The sudden change, from the peaceful
childhood days to a life of utter debasement, where there were no children, no
adults, no males, or no females, just living human corpses, waiting to be
gassed and burned, brings poignant thoughts that shake your very existence. His life and work remind how debased the
humankind can become and how resilient the humanity can come out to be.
what Elie Wiesel’s timeless classic ‘Night’
tells us: DARK SIDE OF THE MAN THAT CAN KILL MILLIONS
Writing about the book Escape from Camp 14, biography of a North Korean concentration
camps survivor Shin Dong-hyuk written by an American journalist Blaine Harden,
reminded me about Elie Wiesel’s Night,
the memoir that details THE DEGENERATION OF LIFE in the Nazi concentration
camps during the Second World War
While Escape
from Camp 14 is about the journey of a man, born and forced to live an
animal life, and how he finds the human in him; Night is about how a man, born to lead a human life, is forced to a
life that is worse than of animals.
At over 120 odd pages (the Penguin India
edition), the ‘slim’ Night numbs you
by the simple words of confusion about life, faith, death and relations as told
by a young Elie Wiesel reflecting on the tormenting days of his life in
different concentration camps including Auschwitz and Buchenwald.
Night
begins normally with observations of a teenager
about a quiet Jewish countryside in a remote town Sighet, under Hungary’s
occupation then. It tells how a typical Jewish family lives there, how a boy
dutifully tries to be religiously observant, how the community there feels
insular to the outside world’s activities and concerns, under an ongoing world
war then, believing that it cannot reach them.
(Image courtesy: Night book cover; Elie Wiesel's photograph from Nobelprize.org)
Night exposes the inherent human weakness – clinging to the very last of
the failing hope that the God would come and exercise some miracle – we see it
in Elie’s father when he believes that something can still be worked out when
almost of the Jewish community is already sent to Auschwitz; we see it later on
as the memoir progresses when the Jews in the concentration camps think every
now and then about the world war coming to an end while praying to the God; we
see it in the escapist thoughts when the Jews of Sighet initially take German
soldiers as the good Samaritans even if their every freedom is curtailed the
very day German soldiers arrive in the town; we see it on every such occasion
when the characters of this memoir think that they are not going to be gassed whenever
they get a comparatively lesser fiendish security guard.
Night is representative of the dark side of the man that can poison and
kill millions.

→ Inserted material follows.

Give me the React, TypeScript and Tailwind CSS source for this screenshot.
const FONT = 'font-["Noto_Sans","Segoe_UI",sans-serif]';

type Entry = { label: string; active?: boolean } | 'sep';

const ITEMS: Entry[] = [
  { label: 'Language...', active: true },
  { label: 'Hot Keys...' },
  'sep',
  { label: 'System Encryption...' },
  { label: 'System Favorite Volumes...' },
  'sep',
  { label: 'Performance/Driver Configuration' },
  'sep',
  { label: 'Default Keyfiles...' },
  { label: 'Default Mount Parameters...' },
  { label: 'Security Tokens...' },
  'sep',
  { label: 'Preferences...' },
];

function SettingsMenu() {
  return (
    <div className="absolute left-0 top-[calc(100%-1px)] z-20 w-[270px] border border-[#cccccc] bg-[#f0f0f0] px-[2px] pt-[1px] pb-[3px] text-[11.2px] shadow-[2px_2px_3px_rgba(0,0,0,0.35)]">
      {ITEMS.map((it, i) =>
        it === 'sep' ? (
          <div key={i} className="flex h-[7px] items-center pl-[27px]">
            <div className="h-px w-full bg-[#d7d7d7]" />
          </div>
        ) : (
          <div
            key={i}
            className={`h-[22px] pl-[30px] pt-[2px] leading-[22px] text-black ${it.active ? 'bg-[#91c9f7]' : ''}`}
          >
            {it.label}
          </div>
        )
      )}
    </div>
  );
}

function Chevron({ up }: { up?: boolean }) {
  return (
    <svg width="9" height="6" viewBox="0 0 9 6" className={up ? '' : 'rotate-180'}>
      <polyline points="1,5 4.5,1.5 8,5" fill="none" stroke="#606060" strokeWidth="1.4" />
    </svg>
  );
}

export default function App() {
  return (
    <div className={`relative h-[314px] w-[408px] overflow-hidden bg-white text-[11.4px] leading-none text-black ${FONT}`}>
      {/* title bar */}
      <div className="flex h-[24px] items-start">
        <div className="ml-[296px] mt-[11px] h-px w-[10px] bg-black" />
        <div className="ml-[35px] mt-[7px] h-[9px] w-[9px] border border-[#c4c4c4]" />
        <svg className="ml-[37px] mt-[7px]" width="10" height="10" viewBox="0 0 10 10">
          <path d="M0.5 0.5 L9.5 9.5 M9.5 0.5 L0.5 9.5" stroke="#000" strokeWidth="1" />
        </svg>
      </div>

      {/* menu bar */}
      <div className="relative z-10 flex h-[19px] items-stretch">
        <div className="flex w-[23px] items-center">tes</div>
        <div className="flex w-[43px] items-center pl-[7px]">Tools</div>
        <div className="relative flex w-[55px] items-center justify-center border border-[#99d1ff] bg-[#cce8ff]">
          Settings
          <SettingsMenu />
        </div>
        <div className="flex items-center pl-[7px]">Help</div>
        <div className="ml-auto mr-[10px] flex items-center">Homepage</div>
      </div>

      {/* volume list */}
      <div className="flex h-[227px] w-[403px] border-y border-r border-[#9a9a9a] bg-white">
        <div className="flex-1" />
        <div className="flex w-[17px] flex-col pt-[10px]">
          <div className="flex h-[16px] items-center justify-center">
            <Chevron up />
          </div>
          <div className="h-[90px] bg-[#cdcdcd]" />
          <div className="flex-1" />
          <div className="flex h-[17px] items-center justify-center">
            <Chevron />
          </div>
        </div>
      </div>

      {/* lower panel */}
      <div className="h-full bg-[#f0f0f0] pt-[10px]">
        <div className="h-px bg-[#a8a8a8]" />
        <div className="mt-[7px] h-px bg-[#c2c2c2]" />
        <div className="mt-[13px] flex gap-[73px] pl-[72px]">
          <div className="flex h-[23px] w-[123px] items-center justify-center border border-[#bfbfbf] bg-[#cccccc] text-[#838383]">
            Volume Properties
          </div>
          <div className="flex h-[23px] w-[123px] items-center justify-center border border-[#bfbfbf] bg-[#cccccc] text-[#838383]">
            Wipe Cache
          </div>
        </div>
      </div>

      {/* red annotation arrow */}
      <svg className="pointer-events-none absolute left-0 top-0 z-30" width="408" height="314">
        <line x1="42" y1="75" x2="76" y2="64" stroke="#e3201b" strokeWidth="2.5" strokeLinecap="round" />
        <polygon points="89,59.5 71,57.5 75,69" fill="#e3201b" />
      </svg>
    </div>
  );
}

Millions of Jews were gassed, burned and exterminated in
furnaces and ‘Night’ tells that sordid tale through the eyes of teenager Elie
who struggles with his conscience first, about his trust in the God that he
finds incoherent with the acts that begin the day they board the cattle train
to Auschwitz, and grows on to degenerates into the cattle mentality of
surviving anyhow even if it means sacrificing your father and shapes ultimately
into a distrust in anything like the very existence of the God. What else can
be expected when someone becomes a mute spectator to the Nazi killing machine
of Hitler’s Germany – the ‘Selection’ of humans as animals - gassing and
burning them in thousands daily. Elie survived months in the concentration
camps while living near to those crematoriums.
Night
is not just a memoir from the Holocaust literature;
it is also a sensitive book on father-son relation. Night tells us about the internal struggle of the human conscience
when Elie writes about that ‘night’ that changes all. The night they board the
train makes their human comrades inhuman at the very go – the way his community
people beat a old woman crying consistently after her family is taken away. No
sympathy – just the savagery of the jungle to survive – that ‘night’ began it.

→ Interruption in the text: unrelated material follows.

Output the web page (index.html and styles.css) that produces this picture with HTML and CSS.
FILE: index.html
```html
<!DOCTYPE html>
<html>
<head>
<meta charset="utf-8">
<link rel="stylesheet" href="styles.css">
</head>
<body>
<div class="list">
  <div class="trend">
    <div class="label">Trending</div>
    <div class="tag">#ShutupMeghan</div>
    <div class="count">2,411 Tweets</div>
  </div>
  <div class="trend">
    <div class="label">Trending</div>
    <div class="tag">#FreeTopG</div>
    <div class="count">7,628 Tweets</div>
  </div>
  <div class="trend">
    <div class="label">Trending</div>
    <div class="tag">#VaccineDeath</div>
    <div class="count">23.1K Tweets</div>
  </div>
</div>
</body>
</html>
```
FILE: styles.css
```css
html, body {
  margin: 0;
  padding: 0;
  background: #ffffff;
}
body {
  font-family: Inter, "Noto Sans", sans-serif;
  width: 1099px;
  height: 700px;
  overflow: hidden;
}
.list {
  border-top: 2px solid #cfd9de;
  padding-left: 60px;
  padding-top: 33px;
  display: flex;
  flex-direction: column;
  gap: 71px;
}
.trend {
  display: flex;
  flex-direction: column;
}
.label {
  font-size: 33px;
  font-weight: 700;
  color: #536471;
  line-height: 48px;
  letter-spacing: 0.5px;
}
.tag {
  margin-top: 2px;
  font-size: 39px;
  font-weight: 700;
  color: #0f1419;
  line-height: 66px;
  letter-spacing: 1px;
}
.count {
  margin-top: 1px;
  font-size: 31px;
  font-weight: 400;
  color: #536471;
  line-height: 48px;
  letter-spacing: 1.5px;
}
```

Elie watches himself becoming a different person, a debased survivor. Though he
remains very much a father’s son, with his father being the only symbolic
emotive quotient and support throughout his captive life in the concentration
camps, at times he thinks of him as burden, only to blame himself the next
moment. There come moments when he watches his old, frail father being brutally
beaten by the guards but he tries to avoid the eye contact.
And teenager Elie was just one out of the
millions in the concentration camps, who were forced to think like this; who
inherited this internal struggle for years to come; who got unending ‘night’
hours imprinted in their conscious to haunt them as these words of Elie Wiesel
during his Acceptance Speech for the Nobel Peace Prize sum up:
"Can
this be true?" This is the twentieth century, not the Middle Ages. Who
would allow such crimes to be committed? How could the world remain silent?”